* THE EXERCISE:
Search the material for the string "React", then report how many lines hold it, with no other text.

* PROVIDED DATA:
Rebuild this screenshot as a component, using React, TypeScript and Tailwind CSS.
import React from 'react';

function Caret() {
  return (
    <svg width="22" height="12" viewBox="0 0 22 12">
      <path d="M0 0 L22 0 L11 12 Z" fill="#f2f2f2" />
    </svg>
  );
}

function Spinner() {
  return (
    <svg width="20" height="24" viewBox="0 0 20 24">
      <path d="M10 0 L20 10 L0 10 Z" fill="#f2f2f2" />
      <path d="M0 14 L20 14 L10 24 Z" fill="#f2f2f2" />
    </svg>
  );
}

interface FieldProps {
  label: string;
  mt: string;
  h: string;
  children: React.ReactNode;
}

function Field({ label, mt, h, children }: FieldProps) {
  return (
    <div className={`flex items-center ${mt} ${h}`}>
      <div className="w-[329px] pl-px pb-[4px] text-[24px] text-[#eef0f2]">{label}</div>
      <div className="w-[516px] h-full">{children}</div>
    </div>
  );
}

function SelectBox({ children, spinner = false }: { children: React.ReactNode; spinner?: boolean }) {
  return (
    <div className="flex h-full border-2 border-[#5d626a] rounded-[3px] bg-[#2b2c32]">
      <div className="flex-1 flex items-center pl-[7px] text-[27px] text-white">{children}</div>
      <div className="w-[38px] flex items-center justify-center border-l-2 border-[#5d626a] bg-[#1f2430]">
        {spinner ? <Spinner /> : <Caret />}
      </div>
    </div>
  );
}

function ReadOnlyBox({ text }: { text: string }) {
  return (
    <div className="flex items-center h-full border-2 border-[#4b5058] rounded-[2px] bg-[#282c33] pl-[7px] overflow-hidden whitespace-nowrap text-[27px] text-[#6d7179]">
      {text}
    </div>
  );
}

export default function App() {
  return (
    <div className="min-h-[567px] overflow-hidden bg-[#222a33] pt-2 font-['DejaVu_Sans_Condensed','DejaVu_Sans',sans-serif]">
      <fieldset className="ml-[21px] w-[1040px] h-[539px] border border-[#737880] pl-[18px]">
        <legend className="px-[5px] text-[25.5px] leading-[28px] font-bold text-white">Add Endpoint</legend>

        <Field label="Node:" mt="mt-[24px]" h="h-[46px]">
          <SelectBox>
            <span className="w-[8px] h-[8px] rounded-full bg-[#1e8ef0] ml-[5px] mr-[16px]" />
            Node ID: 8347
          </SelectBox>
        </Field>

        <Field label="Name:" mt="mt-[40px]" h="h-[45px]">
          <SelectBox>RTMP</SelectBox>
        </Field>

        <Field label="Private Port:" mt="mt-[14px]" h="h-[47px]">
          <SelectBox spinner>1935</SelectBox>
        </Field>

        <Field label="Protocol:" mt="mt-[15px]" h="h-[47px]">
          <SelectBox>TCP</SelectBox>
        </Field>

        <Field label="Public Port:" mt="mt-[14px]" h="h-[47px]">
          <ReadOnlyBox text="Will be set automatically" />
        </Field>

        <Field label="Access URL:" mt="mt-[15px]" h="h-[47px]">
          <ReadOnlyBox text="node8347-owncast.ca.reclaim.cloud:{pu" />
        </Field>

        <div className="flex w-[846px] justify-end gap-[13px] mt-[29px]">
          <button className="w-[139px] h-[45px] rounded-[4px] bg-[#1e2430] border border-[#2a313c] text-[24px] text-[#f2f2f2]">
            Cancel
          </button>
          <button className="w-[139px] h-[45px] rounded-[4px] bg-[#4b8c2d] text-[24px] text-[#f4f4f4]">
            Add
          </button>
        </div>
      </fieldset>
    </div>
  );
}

* FINISHED EXERCISE:
4